## Provided material

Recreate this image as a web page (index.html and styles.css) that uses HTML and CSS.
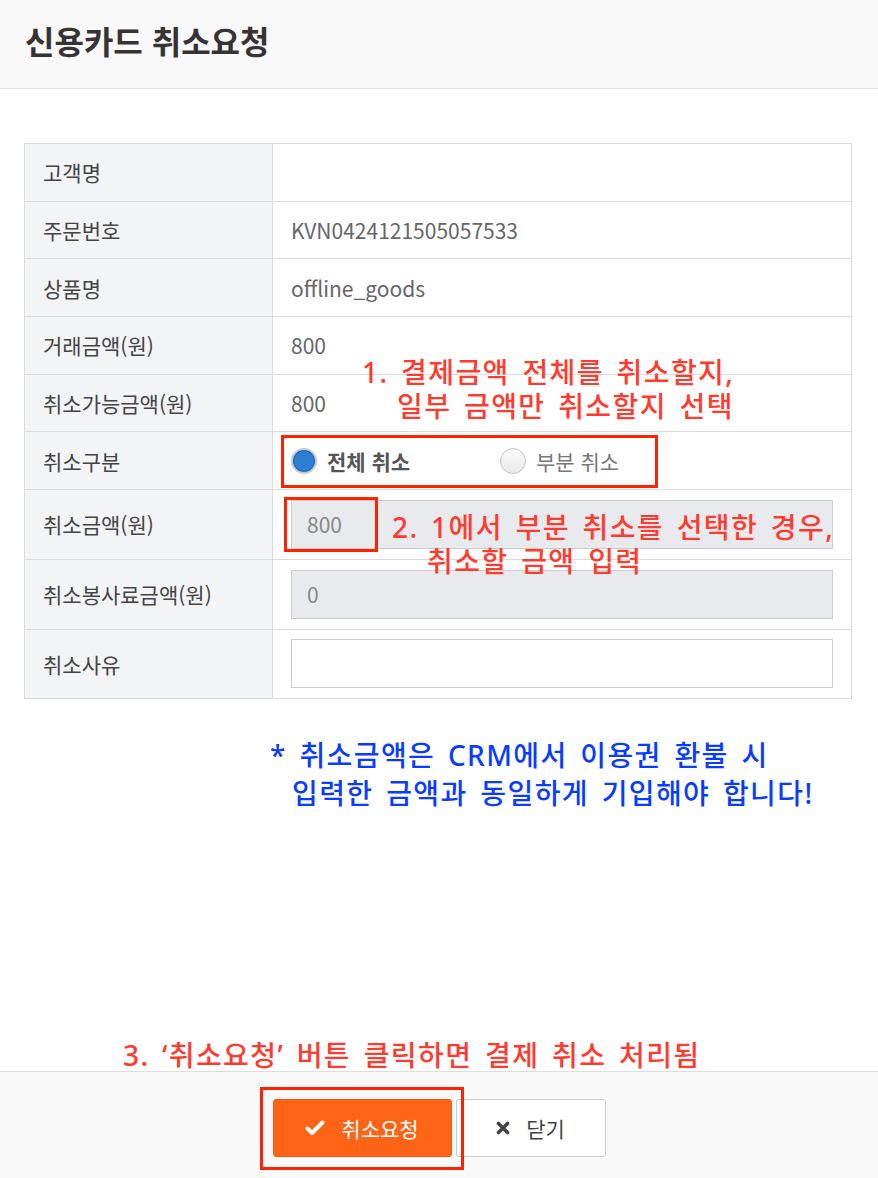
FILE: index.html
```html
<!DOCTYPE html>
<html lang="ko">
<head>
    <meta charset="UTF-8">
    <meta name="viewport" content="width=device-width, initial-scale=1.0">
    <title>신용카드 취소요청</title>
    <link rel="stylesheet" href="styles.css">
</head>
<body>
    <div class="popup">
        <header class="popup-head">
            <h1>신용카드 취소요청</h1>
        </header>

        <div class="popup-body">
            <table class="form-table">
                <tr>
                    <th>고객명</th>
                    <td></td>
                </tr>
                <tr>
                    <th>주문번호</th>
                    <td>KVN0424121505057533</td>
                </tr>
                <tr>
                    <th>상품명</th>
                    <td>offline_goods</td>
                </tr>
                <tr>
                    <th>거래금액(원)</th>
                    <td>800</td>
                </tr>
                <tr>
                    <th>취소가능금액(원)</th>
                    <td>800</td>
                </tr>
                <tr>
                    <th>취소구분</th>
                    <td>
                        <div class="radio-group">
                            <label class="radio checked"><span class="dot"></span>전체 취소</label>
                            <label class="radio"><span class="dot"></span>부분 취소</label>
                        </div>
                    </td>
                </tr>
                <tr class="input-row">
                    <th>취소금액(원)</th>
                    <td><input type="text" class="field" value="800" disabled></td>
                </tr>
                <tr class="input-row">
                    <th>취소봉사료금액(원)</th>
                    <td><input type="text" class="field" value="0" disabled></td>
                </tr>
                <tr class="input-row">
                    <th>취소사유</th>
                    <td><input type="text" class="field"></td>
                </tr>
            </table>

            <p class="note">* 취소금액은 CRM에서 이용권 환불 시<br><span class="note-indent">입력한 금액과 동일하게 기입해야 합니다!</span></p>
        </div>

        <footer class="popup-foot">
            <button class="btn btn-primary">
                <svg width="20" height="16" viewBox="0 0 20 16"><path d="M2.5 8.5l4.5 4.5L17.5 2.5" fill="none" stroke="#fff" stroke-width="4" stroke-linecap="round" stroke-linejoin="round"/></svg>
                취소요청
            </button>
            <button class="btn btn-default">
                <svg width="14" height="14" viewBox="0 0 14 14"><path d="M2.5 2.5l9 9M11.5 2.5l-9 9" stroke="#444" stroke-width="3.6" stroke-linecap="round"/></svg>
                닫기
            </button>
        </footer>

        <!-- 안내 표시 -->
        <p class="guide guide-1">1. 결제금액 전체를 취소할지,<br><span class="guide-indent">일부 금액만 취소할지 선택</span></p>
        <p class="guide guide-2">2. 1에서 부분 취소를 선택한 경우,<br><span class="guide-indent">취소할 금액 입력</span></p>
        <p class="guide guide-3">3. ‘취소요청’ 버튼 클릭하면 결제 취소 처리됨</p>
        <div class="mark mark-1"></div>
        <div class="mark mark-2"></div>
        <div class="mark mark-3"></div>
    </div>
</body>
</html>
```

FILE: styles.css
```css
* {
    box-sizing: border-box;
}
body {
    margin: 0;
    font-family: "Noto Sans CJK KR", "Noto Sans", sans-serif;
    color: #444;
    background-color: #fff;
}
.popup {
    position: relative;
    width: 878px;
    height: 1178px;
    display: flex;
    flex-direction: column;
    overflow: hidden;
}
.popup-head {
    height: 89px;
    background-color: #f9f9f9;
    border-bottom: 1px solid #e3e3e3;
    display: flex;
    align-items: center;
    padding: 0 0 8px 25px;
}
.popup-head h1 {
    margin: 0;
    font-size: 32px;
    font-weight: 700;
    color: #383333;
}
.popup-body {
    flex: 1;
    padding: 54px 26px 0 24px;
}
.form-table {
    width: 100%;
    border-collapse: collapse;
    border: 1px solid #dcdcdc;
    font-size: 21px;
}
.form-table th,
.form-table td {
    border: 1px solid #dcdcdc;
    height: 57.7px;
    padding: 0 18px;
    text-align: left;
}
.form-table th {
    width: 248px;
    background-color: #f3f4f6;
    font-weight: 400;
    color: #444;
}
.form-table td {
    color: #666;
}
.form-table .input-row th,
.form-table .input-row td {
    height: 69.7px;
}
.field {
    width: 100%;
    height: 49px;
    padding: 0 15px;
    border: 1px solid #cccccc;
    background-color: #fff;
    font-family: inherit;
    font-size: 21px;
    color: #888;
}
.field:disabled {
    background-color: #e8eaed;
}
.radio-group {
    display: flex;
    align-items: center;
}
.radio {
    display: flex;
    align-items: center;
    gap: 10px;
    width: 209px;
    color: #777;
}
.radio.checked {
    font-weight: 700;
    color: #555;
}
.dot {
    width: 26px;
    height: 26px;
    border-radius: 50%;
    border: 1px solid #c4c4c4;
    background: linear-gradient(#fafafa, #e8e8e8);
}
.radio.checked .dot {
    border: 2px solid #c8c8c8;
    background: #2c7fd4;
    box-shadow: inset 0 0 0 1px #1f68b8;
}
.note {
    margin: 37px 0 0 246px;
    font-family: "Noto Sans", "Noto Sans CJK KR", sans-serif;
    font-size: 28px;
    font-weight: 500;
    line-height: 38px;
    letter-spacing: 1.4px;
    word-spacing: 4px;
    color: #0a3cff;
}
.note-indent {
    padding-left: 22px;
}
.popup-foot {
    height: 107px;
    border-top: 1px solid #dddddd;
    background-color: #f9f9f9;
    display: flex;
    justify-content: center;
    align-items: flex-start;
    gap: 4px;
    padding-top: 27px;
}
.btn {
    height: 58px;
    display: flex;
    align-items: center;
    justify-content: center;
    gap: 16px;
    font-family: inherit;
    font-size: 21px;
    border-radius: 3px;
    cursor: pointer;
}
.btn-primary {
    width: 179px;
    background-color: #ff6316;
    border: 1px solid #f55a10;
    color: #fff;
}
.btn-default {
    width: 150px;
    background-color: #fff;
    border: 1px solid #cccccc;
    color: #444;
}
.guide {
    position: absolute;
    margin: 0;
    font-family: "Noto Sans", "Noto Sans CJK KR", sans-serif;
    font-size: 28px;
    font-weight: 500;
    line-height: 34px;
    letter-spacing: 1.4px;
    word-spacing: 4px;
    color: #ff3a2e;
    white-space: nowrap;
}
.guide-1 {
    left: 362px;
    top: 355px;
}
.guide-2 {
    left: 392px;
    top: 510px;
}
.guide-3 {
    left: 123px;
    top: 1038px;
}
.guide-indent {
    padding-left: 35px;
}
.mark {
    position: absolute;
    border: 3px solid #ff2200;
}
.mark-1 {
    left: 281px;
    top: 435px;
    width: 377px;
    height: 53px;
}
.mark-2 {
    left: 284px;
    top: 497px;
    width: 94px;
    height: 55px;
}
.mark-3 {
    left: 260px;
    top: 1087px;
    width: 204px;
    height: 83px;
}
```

## Short exercise
Copy out each line that contains the word "index".

## Response to the exercise
Recreate this image as a web page (index.html and styles.css) that uses HTML and CSS.
FILE: index.html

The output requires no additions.